Design a Filter

This tutorial walks through a complete filter design workflow using mcltspice tools. You will create a circuit from a template, simulate it, measure the bandwidth, and adjust component values to hit a target specification.

Goal

Design a 1st-order RC lowpass filter with a -3dB cutoff at 10 kHz.

Workflow

1. Create the circuit

   Use create_from_template to generate an RC lowpass filter netlist:

   {
     "template_name": "rc_lowpass",
     "params": {
       "r": "1k",
       "c": "15n"
     }
   }

   The theoretical cutoff is f_c = 1 / (2 * pi * R * C) = 1 / (2 * pi * 1000 * 15e-9) = 10,610 Hz. Close to 10 kHz.

2. Simulate

   Run AC analysis with simulate_netlist on the generated .cir file. The template includes an .ac dec 100 1 1meg directive by default.

3. Measure bandwidth

   Use measure_bandwidth on the .raw file with signal V(out):

   {
     "raw_file_path": "/tmp/rc_lowpass.raw",
     "signal_name": "V(out)"
   }

   This returns the -3dB frequency, which should be near 10.6 kHz.

4. Iterate if needed

   If the cutoff is off-target, use tune_circuit to get suggestions:

   {
     "template": "rc_lowpass",
     "params": {"r": "1k", "c": "15n"},
     "targets": {"bandwidth_hz": "~10000"},
     "signal": "V(out)"
   }

   The tool will measure the actual bandwidth and suggest adjusted component values.

5. Visualize

   Generate a Bode plot with plot_waveform:

   {
     "raw_file": "/tmp/rc_lowpass.raw",
     "signal": "V(out)",
     "plot_type": "bode"
   }

   This creates an SVG showing magnitude and phase vs. frequency.

Tip

The design_filter prompt automates this entire workflow.

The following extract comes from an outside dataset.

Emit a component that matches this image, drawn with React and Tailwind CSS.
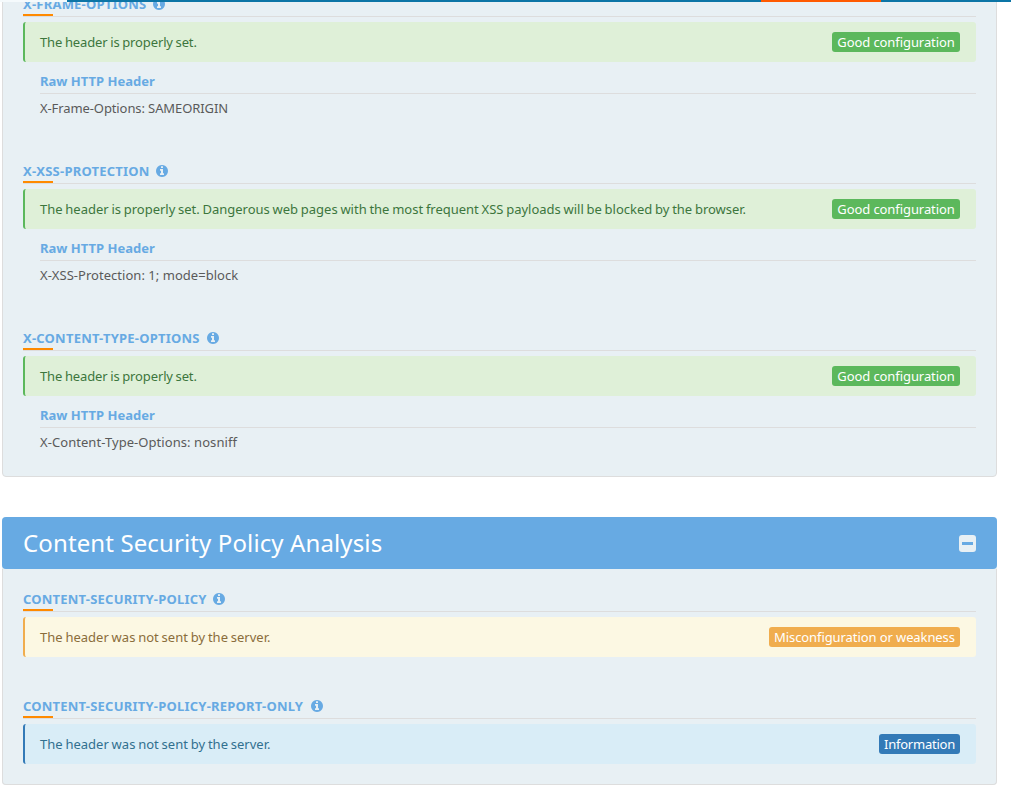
import React from "react";

const INFO_PATH =
  "M1152 1376v-160q0-14-9-23t-23-9h-96v-512q0-14-9-23t-23-9h-320q-14 0-23 9t-9 23v160q0 14 9 23t23 9h96v320h-96q-14 0-23 9t-9 23v160q0 14 9 23t23 9h448q14 0 23-9t9-23zm-128-896v-160q0-14-9-23t-23-9h-192q-14 0-23 9t-9 23v160q0 14 9 23t23 9h192q14 0 23-9t9-23zm640 416q0 209-103 385.5t-279.5 279.5-385.5 103-385.5-103-279.5-279.5-103-385.5 103-385.5 279.5-279.5 385.5-103 385.5 103 279.5 279.5 103 385.5z";

const tones = {
  good: { box: "border-[#5cb85c] bg-[#dff0d8] text-[#3c763d]", badge: "bg-[#5cb85c] w-32 tracking-[-0.08px]", label: "Good configuration" },
  warn: { box: "border-[#f0ad4e] bg-[#fcf8e3] text-[#8a6d3b]", badge: "bg-[#f0ad4e] w-[191px] tracking-[-0.09px]", label: "Misconfiguration or weakness" },
  info: { box: "border-[#337ab7] bg-[#d9edf7] text-[#31708f]", badge: "bg-[#337ab7] w-[81px] tracking-[-0.23px]", label: "Information" },
};

function Section({ title, width, tone, message, messageTracking, raw, rawTracking }) {
  const t = tones[tone];
  return (
    <section>
      <h3 className="flex h-6 items-center border-b border-[#dddddd] pb-px font-bold text-[#67aae3]">
        <span className={`tracking-[0.22px] whitespace-nowrap ${width}`}>{title}</span>
        <svg viewBox="0 0 1792 1792" className="ml-1.5 size-3.5 fill-current">
          <path d={INFO_PATH} />
        </svg>
      </h3>
      <div className="-mt-[3px] h-0.5 w-[30px] bg-[#ff8a00]" />
      <div className={`mt-1.5 flex h-10 items-center justify-between rounded-[3px] border-l-2 pr-4 pl-[15px] ${t.box}`}>
        <span className={`whitespace-nowrap [word-spacing:-0.6px] ${messageTracking}`}>{message}</span>
        <span className={`flex h-5 items-center justify-center rounded-[3px] whitespace-nowrap text-white ${t.badge}`}>
          {t.label}
        </span>
      </div>
      {raw && (
        <div className="mt-2 pl-[17px]">
          <h4 className="flex h-6 items-center border-b border-[#dddddd] pb-0.5 font-bold text-[#67aae3]">
            Raw HTTP Header
          </h4>
          <p className={`flex h-7 items-center text-[#5a5a5a] ${rawTracking}`}>{raw}</p>
        </div>
      )}
    </section>
  );
}

export default function App() {
  return (
    <div className="relative h-[791px] w-[1011px] overflow-hidden bg-white font-['Noto_Sans',sans-serif] text-[13px] leading-5">
      <div className="absolute top-0 left-0 z-10 flex h-0.5 w-full">
        <div className="w-[67px] bg-[#f5fafc]" />
        <div className="w-[694px] bg-[#0c75a6]" />
        <div className="w-[120px] bg-[#ff5a00]" />
        <div className="flex-1 bg-[#0c75a6]" />
      </div>
      <div className="-mt-5 mr-3.5 ml-0.5 flex flex-col gap-[38px] rounded-b-[4px] border border-[#dddddd] bg-[#e8f0f4] px-5 pt-3 pb-5">
        <Section
          title="X-FRAME-OPTIONS" width="w-[123px]" tone="good"
          message="The header is properly set." messageTracking="tracking-[-0.12px]"
          raw="X-Frame-Options: SAMEORIGIN" rawTracking="tracking-[-0.1px]"
        />
        <Section
          title="X-XSS-PROTECTION" width="w-[126px]" tone="good"
          message="The header is properly set. Dangerous web pages with the most frequent XSS payloads will be blocked by the browser."
          messageTracking="tracking-[-0.011px]"
          raw="X-XSS-Protection: 1; mode=block" rawTracking="tracking-[0.03px]"
        />
        <Section
          title="X-CONTENT-TYPE-OPTIONS" width="w-[177px]" tone="good"
          message="The header is properly set." messageTracking="tracking-[-0.12px]"
          raw="X-Content-Type-Options: nosniff" rawTracking="tracking-[0.06px]"
        />
      </div>
      <div className="mt-10 mr-3.5 ml-0.5 rounded-[4px] bg-[#e8f0f4]">
        <div className="flex h-[52px] items-center justify-between rounded-[4px] bg-[#67aae3] px-[21px] text-white">
          <h2 className="text-[24px] tracking-[0.12px]">Content Security Policy Analysis</h2>
          <div className="flex size-[17px] items-center justify-center rounded-[3px] bg-[#e8f0f4]">
            <div className="h-[3px] w-[11px] bg-[#67aae3]" />
          </div>
        </div>
        <div className="flex flex-col gap-[38px] rounded-b-[4px] border border-t-0 border-[#dddddd] px-5 pt-[19px] pb-5">
          <Section
            title="CONTENT-SECURITY-POLICY" width="w-[183px]" tone="warn"
            message="The header was not sent by the server." messageTracking="tracking-[0.01px]"
          />
          <Section
            title="CONTENT-SECURITY-POLICY-REPORT-ONLY" width="w-[281px]" tone="info"
            message="The header was not sent by the server." messageTracking="tracking-[0.01px]"
          />
        </div>
      </div>
    </div>
  );
}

Try it as a conversation starter and mcltspice will walk you through each step interactively.

Key takeaway

The RC lowpass cutoff frequency is f_c = 1 / (2 * pi * R * C). To lower the cutoff, increase R or C. To raise it, decrease them. The tune_circuit tool does this math for you and suggests standard component values from E12/E24 series.